Você tem que estar preparado para se queimar em sua própria chama: como se renovar sem primeiro tornar-se cinzas?
(F. Nietzsche)

segunda-feira, 7 de fevereiro de 2011

Do lápis e da borracha

Te escrevi e te gastei as minhas melhores palavras, as quais aos poucos foram recolhidas numa pasta ao fundo da gaveta e talvez, em breve, sejam queimadas pelas mágoas que o tempo cura, mas não dá tempo de curar. O que me conforta, ou alivia, é saber que no final de tudo, as palavras é que ficam, que pra todo começo há o recomeço, que mesmo eu não valendo nada pra ti e para os outros, ainda posso escrever, e é por essa minha mania barata e boêmia que você sempre volta e recolhe cada pedacinho de cinza, faz um quadro e ilumina mais um canto do teu recanto desencantado. É em cada vírgula ou ponto final que tento traduzir o que não sei mais dizer quando quebro a sensação a ser transposta que você sente a necessidade de voltar e me dizer em alto e bom tom o que precisa ser dito, ou contradito, na tua crueza que não enxergo, ou não assumo.
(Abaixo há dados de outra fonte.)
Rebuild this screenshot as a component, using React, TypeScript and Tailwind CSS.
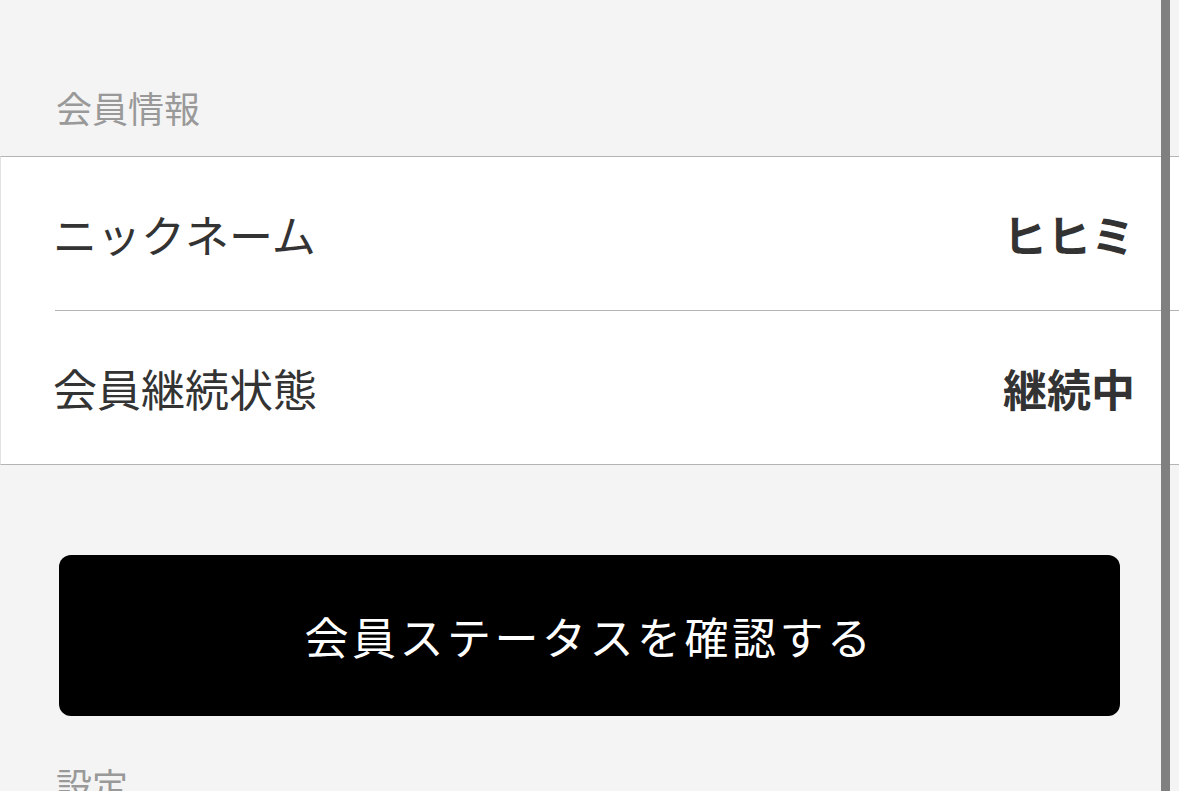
export default function App() {
  return (
    <div className="relative h-[791px] overflow-hidden bg-[#f4f4f4] font-['Noto_Sans_CJK_JP','Noto_Sans',sans-serif]">
      {/* Section title */}
      <div className="pl-[56px] pt-[89px] pb-[31px] text-[36px] leading-none text-[#999999]">
        会員情報
      </div>

      {/* Member info list */}
      <div className="bg-white border-t border-b border-[#b4b4b4] border-l border-l-[#e2e2e2]">
        <div className="pl-[54px]">
          <div className="flex h-[154px] items-center justify-between border-b border-[#b4b4b4] pr-[44px]">
            <span className="-ml-[2px] text-[44px] leading-none text-[#333333]">ニックネーム</span>
            <span className="text-[44px] leading-none font-bold text-[#333333]">ヒヒミ</span>
          </div>
        </div>
        <div className="flex h-[153px] items-center justify-between pl-[52px] pr-[44px]">
          <span className="text-[44px] leading-none text-[#333333]">会員継続状態</span>
          <span className="text-[44px] leading-none font-bold text-[#333333]">継続中</span>
        </div>
      </div>

      {/* Status button */}
      <button
        type="button"
        className="mx-[59px] mt-[90px] flex h-[161px] w-[1061px] items-center justify-center rounded-[12px] bg-black text-[44px] leading-none tracking-[3.5px] text-white"
      >
        会員ステータスを確認する
      </button>

      <div className="pl-[56px] pt-[50px] text-[36px] leading-none text-[#999999]">設定</div>

      {/* Scrollbar */}
      <div className="absolute top-0 bottom-0 left-[1161px] w-[9px] bg-[#808080]" />
    </div>
  );
}
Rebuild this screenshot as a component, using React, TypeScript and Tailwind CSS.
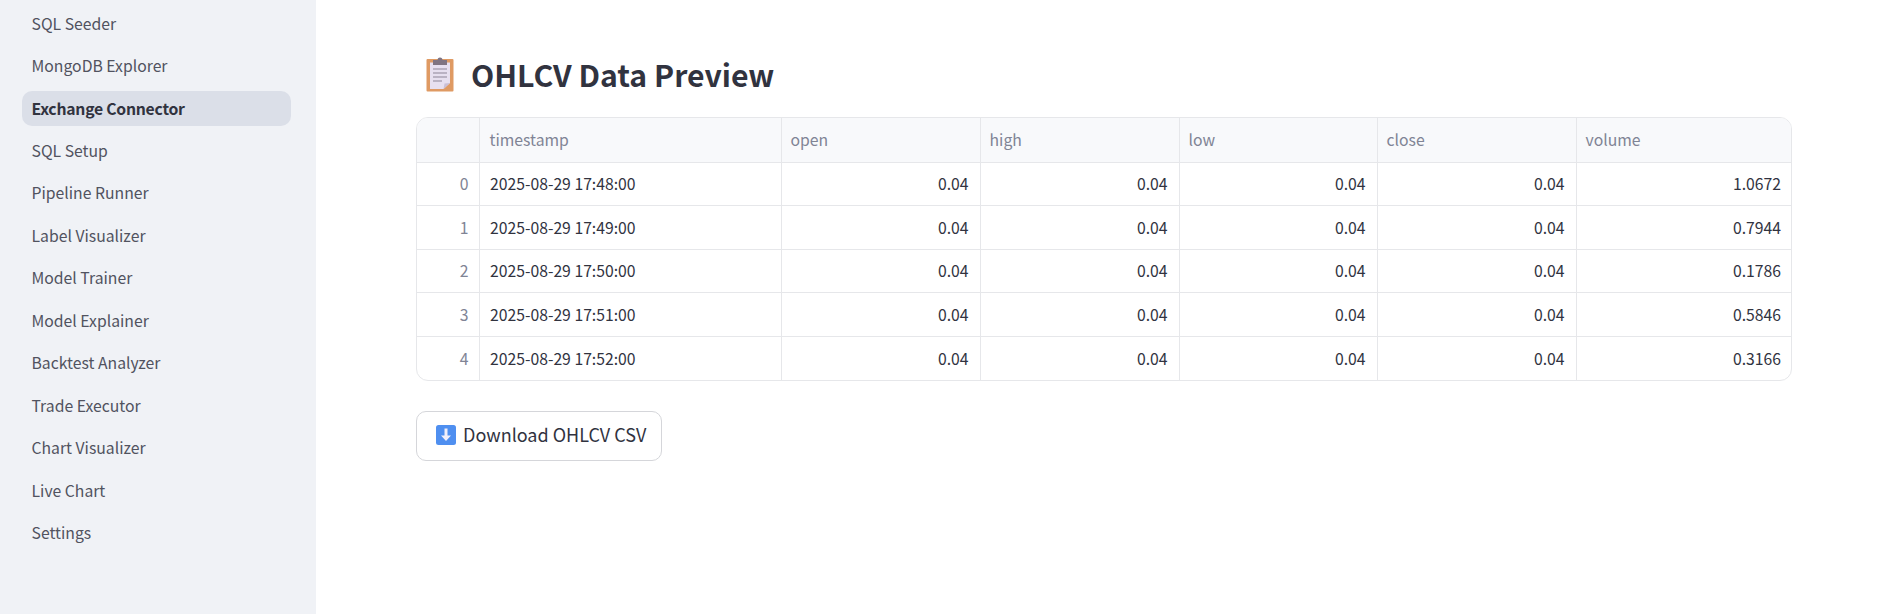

E são nessas tuas palavras, que prefiro nem escutar mais, que me fazia toda tua, gastava outra vez versos mal feitos e contos longe de serem de fadas, praticamente jogava fora o que outros abraçariam para si num olhar que eu procurava a todo custo arrancar de ti, me arrastando cega pelas madrugadas, a te buscar seja lá onde fosse. Quer dizer, até escutaria, mas como você, elas vem em vão, logo se vão, e eu já percebi o quanto tem de gente pra dizer as mesmas coisas e que dão crônicas bem mais delicadas. Já disse que adoro os pretéritos do nosso tempo? Outro dia, estive pensando que os rejeitados, esses poetas que viram copos noites adentro, que jogam rimas ao vento, talvez sejam mais sortudos que seus amores. Andei lendo cartas avulsas, versos quebrados, frases em guardanapos. Felizes desses que choram suas lágrimas no papel, quanta beleza a ser lida e sentida noutros tempos, doutros amores! Vou lá também, escrever baixinho pra você ouvir de longe, quase um eco, me afastando cada vez mais, pra mexer com teus sentidos, manter tua mente, que de paixões às vezes quer distância, sutilmente insana, por mim ou não. Porque, meu amor, dentre tantos outros amores, tudo passa sim, o que não se pode deixar passar é essa loucura que é estar apaixonado, se fechar num deserto que parece porto seguro, mas é vela solta em mar que não tem peixe nem vento nem céu azul. Meu bem, inspiração é o que faz essa vida andar pra frente e flor é o que não falta pra admirar. Do meu caderno, já fiz borrão, e se não tiver tempo pra passar tudo a limpo, apago ou escrevo por cima.